╔══

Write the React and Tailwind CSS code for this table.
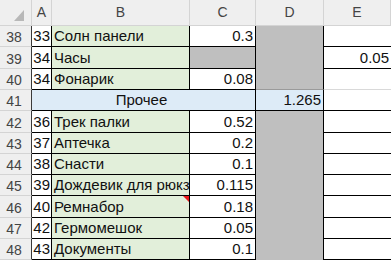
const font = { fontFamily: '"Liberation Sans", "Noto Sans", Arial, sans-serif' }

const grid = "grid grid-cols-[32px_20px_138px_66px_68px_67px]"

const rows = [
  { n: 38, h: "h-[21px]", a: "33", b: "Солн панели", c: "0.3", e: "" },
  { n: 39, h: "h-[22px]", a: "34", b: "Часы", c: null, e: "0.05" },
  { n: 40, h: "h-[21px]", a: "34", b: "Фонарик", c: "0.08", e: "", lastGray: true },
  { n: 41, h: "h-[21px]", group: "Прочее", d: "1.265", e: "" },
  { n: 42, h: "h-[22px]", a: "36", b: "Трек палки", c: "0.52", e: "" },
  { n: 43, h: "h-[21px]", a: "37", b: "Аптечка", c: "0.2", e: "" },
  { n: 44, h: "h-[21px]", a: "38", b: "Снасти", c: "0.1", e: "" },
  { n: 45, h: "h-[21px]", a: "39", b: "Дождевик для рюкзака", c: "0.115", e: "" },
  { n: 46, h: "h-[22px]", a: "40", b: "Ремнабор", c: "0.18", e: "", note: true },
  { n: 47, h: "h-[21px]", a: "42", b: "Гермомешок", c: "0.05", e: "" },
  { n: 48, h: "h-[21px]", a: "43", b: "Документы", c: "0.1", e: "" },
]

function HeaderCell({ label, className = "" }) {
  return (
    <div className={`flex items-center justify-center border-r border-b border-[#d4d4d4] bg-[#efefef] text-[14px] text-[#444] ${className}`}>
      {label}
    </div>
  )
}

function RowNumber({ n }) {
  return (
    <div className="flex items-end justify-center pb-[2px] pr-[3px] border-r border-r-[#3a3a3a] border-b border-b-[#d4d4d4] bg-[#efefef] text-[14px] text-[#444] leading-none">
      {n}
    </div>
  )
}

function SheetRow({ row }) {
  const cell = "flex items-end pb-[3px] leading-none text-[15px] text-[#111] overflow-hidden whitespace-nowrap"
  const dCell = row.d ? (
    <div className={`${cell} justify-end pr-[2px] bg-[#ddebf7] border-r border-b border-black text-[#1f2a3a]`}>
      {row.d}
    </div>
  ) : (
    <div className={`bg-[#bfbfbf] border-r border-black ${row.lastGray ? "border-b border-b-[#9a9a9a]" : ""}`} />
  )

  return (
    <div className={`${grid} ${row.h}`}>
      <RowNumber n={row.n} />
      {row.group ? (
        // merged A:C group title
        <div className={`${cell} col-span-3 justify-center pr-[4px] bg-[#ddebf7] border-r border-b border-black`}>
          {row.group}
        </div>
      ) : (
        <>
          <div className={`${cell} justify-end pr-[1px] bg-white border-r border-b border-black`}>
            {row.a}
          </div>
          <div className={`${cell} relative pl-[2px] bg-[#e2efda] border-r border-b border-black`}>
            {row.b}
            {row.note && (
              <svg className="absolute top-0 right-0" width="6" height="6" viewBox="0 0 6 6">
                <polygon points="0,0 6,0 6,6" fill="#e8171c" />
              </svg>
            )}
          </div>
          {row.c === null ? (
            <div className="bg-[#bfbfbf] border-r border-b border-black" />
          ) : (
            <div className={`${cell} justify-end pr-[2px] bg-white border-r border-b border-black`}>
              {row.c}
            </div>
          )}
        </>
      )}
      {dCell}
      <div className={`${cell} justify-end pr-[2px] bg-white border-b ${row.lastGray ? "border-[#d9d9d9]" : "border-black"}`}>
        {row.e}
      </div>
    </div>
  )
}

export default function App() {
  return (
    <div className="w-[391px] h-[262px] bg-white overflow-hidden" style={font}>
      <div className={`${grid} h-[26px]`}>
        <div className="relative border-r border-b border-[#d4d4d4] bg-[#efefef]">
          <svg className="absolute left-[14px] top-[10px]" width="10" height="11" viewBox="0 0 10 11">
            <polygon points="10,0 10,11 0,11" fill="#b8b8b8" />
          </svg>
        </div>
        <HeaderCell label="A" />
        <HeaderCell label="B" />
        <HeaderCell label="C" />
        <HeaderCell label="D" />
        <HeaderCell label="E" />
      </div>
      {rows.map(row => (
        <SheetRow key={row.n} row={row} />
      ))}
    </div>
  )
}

╚══

=== SHORT PROBLEM ===
Quote each line of the listing exactly, but leave the pictures out.

=== FINISHED EXERCISE ===
Write the React and Tailwind CSS code for this table.
const font = { fontFamily: '"Liberation Sans", "Noto Sans", Arial, sans-serif' }

const grid = "grid grid-cols-[32px_20px_138px_66px_68px_67px]"

const rows = [
  { n: 38, h: "h-[21px]", a: "33", b: "Солн панели", c: "0.3", e: "" },
  { n: 39, h: "h-[22px]", a: "34", b: "Часы", c: null, e: "0.05" },
  { n: 40, h: "h-[21px]", a: "34", b: "Фонарик", c: "0.08", e: "", lastGray: true },
  { n: 41, h: "h-[21px]", group: "Прочее", d: "1.265", e: "" },
  { n: 42, h: "h-[22px]", a: "36", b: "Трек палки", c: "0.52", e: "" },
  { n: 43, h: "h-[21px]", a: "37", b: "Аптечка", c: "0.2", e: "" },
  { n: 44, h: "h-[21px]", a: "38", b: "Снасти", c: "0.1", e: "" },
  { n: 45, h: "h-[21px]", a: "39", b: "Дождевик для рюкзака", c: "0.115", e: "" },
  { n: 46, h: "h-[22px]", a: "40", b: "Ремнабор", c: "0.18", e: "", note: true },
  { n: 47, h: "h-[21px]", a: "42", b: "Гермомешок", c: "0.05", e: "" },
  { n: 48, h: "h-[21px]", a: "43", b: "Документы", c: "0.1", e: "" },
]

function HeaderCell({ label, className = "" }) {
  return (
    <div className={`flex items-center justify-center border-r border-b border-[#d4d4d4] bg-[#efefef] text-[14px] text-[#444] ${className}`}>
      {label}
    </div>
  )
}

function RowNumber({ n }) {
  return (
    <div className="flex items-end justify-center pb-[2px] pr-[3px] border-r border-r-[#3a3a3a] border-b border-b-[#d4d4d4] bg-[#efefef] text-[14px] text-[#444] leading-none">
      {n}
    </div>
  )
}

function SheetRow({ row }) {
  const cell = "flex items-end pb-[3px] leading-none text-[15px] text-[#111] overflow-hidden whitespace-nowrap"
  const dCell = row.d ? (
    <div className={`${cell} justify-end pr-[2px] bg-[#ddebf7] border-r border-b border-black text-[#1f2a3a]`}>
      {row.d}
    </div>
  ) : (
    <div className={`bg-[#bfbfbf] border-r border-black ${row.lastGray ? "border-b border-b-[#9a9a9a]" : ""}`} />
  )

  return (
    <div className={`${grid} ${row.h}`}>
      <RowNumber n={row.n} />
      {row.group ? (
        // merged A:C group title
        <div className={`${cell} col-span-3 justify-center pr-[4px] bg-[#ddebf7] border-r border-b border-black`}>
          {row.group}
        </div>
      ) : (
        <>
          <div className={`${cell} justify-end pr-[1px] bg-white border-r border-b border-black`}>
            {row.a}
          </div>
          <div className={`${cell} relative pl-[2px] bg-[#e2efda] border-r border-b border-black`}>
            {row.b}
            {row.note && (
              <svg className="absolute top-0 right-0" width="6" height="6" viewBox="0 0 6 6">
                <polygon points="0,0 6,0 6,6" fill="#e8171c" />
              </svg>
            )}
          </div>
          {row.c === null ? (
            <div className="bg-[#bfbfbf] border-r border-b border-black" />
          ) : (
            <div className={`${cell} justify-end pr-[2px] bg-white border-r border-b border-black`}>
              {row.c}
            </div>
          )}
        </>
      )}
      {dCell}
      <div className={`${cell} justify-end pr-[2px] bg-white border-b ${row.lastGray ? "border-[#d9d9d9]" : "border-black"}`}>
        {row.e}
      </div>
    </div>
  )
}

export default function App() {
  return (
    <div className="w-[391px] h-[262px] bg-white overflow-hidden" style={font}>
      <div className={`${grid} h-[26px]`}>
        <div className="relative border-r border-b border-[#d4d4d4] bg-[#efefef]">
          <svg className="absolute left-[14px] top-[10px]" width="10" height="11" viewBox="0 0 10 11">
            <polygon points="10,0 10,11 0,11" fill="#b8b8b8" />
          </svg>
        </div>
        <HeaderCell label="A" />
        <HeaderCell label="B" />
        <HeaderCell label="C" />
        <HeaderCell label="D" />
        <HeaderCell label="E" />
      </div>
      {rows.map(row => (
        <SheetRow key={row.n} row={row} />
      ))}
    </div>
  )
}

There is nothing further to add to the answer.